Знай, что это следствие страха, ведь люди боятся друг друга, они опасаются, что гений одного затмит гений другого, и вот почему, даже если они не плачутся по поводу еды или питья, они завидуют всему, что питает душу, и не в силах выносить, когда ни одно из сказанных ими слов, ни один из поступков не проникнут в человеческие души и не воспламенят их. Безумцы! Как будто все человеческие слова не являются лишь дровами для растопки, которые могут возгореться огнем только в огне духа, ведь слово и зарождается из жизни и из огня…

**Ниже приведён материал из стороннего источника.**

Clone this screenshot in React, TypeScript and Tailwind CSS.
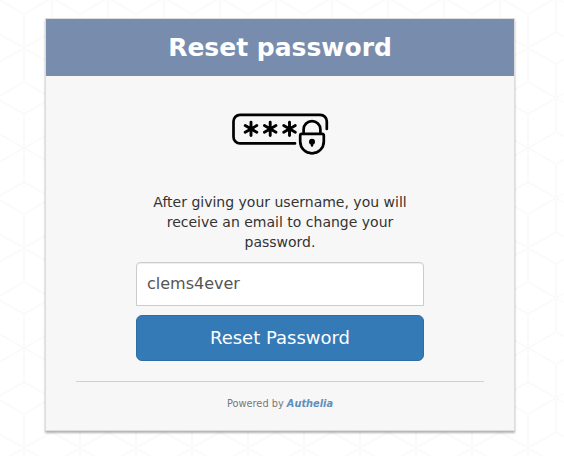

Мне этот фрагмент кажется самым точным и верным описанием главной заботы современного поэта; да и все творчество Гёльдерлина (возможно, именно потому оно так дорого нам сегодня) зиждется на сожалении об утрате огня и на ожидании нового утра:
…Ах, что сказать еще? Что делать,
Я не знаю, увы, — зачем
в наше убогое время тьмы
нужны поэты?
Но они, ты скажешь, подобны жрецам
Виноградного бога,
Бродят из края в край сквозь ночь
Священную.
(«Хлеб и вино»)
Кажется, что, удаляясь от изначального истока, мы в самом деле уходим от источника силы, жизненного центра, от средоточия внутренней полноты. Есть все основания полагать, что, когда создавалась поэзия и произведения искусства так называемого «архаичного» периода, это чувство полноты было совершенно естественным состоянием. Особое ощущение, возникающее при чтении Гомера или еще более древних восточных текстов (но это может быть и самообман), состоит в том, что поэт дышал этой полнотой и потому умом ее не осознавал; все последующее стало постоянным удалением от исходного состояния, потому поэзия более поздних эпох ностальгична, она пребывает в поиске, лишь изредка и случайно переживая мимолетную встречу с первоначальным избытком. (Отсюда и ущербность поздней поэзии, но также ее трагический характер, уязвимость, пронзительность.)